* _Raw data_
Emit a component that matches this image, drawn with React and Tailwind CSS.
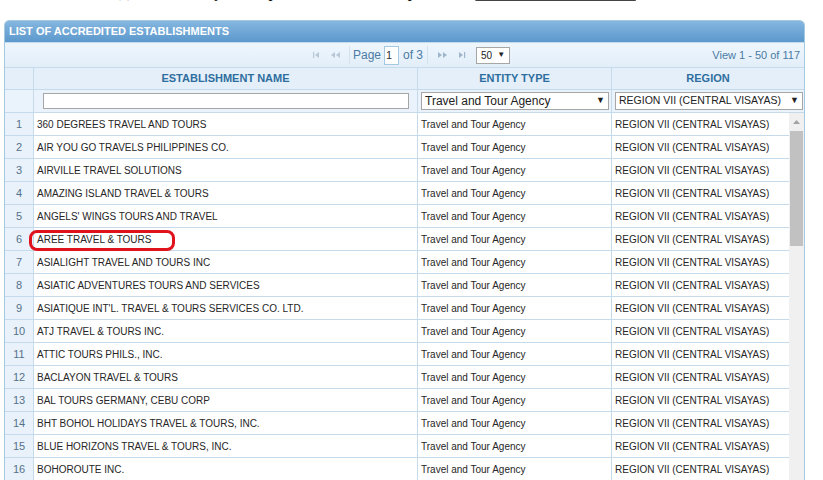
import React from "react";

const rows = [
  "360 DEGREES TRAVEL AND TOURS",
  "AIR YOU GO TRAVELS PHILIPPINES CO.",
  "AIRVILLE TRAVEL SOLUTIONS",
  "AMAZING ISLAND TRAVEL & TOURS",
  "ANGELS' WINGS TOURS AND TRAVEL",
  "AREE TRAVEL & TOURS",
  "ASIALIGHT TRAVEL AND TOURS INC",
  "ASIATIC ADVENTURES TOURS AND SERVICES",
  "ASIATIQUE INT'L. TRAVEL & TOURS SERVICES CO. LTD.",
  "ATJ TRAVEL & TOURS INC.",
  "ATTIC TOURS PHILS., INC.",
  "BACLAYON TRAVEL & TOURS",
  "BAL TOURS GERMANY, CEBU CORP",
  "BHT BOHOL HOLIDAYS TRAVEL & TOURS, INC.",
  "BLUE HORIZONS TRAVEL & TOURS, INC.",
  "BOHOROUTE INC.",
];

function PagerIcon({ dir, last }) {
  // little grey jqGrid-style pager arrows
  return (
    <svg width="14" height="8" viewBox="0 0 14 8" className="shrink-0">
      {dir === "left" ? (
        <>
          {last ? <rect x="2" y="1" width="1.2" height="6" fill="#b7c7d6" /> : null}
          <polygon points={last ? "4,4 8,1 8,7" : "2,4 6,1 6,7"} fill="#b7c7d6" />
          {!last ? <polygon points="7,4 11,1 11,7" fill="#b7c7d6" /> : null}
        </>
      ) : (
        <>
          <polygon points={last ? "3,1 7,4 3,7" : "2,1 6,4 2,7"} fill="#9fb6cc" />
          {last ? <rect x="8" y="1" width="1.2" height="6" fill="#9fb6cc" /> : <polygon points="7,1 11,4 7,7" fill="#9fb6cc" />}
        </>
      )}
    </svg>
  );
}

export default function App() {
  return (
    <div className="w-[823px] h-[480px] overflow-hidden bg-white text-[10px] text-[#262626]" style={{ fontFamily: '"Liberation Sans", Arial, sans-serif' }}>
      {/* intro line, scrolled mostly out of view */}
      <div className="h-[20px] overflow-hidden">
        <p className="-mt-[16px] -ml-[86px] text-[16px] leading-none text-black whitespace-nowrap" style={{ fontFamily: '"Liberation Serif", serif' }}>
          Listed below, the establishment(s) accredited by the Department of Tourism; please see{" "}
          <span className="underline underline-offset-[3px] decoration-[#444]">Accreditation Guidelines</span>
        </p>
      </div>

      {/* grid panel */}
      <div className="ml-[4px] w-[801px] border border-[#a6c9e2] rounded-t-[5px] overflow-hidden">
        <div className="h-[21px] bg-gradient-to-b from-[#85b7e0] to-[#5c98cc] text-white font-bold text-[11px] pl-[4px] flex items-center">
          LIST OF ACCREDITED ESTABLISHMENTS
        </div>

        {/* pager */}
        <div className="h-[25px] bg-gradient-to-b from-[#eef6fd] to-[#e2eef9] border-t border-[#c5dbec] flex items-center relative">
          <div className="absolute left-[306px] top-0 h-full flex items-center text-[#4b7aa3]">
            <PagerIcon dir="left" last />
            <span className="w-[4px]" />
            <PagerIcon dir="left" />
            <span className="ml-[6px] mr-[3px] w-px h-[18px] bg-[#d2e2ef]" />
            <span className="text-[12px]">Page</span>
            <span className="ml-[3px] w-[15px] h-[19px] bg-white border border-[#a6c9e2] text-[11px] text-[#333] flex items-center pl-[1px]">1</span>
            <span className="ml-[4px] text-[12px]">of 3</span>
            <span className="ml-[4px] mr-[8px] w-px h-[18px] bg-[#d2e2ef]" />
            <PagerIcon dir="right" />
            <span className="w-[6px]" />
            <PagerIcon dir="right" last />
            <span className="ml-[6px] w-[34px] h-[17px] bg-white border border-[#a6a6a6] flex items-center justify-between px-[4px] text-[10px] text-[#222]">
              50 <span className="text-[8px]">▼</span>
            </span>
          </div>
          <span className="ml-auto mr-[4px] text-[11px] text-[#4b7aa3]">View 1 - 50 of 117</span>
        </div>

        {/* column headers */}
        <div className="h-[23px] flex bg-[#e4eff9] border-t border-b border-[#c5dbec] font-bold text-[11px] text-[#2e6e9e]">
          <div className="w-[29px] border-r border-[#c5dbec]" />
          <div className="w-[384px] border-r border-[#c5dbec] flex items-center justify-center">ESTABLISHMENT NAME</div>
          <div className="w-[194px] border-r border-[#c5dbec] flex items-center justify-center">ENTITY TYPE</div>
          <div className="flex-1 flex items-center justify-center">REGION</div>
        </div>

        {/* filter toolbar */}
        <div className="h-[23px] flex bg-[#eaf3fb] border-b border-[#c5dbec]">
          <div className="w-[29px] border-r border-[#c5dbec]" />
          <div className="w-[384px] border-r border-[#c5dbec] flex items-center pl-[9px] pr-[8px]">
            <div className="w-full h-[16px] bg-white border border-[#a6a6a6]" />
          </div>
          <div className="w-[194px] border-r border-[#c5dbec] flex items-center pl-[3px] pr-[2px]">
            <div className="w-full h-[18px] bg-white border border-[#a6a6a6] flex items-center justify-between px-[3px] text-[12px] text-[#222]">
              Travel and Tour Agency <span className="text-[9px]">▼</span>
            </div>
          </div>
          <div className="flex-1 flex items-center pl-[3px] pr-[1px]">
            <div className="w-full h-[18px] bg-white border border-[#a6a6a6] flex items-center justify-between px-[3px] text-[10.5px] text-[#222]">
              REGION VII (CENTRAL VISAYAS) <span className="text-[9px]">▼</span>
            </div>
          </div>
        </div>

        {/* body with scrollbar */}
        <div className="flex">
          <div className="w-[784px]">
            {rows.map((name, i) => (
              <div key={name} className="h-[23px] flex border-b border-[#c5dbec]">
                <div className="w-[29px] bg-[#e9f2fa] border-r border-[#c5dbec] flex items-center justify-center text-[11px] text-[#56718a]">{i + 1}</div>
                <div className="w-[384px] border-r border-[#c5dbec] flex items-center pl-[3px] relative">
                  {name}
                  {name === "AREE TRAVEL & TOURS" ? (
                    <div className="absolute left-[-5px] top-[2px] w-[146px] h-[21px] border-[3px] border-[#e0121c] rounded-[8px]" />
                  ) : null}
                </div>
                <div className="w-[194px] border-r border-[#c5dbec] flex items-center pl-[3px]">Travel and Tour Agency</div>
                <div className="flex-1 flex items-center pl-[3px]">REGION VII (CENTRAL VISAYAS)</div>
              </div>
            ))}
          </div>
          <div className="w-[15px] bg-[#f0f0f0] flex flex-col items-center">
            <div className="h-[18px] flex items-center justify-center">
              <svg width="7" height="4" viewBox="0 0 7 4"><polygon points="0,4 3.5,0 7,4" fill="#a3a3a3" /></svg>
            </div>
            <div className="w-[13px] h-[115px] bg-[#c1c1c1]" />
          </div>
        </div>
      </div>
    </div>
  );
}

* _Exercise instructions_
List each line in the listing that contains the string "with".

* _Output of the task_
Emit a component that matches this image, drawn with React and Tailwind CSS.
        {/* body with scrollbar */}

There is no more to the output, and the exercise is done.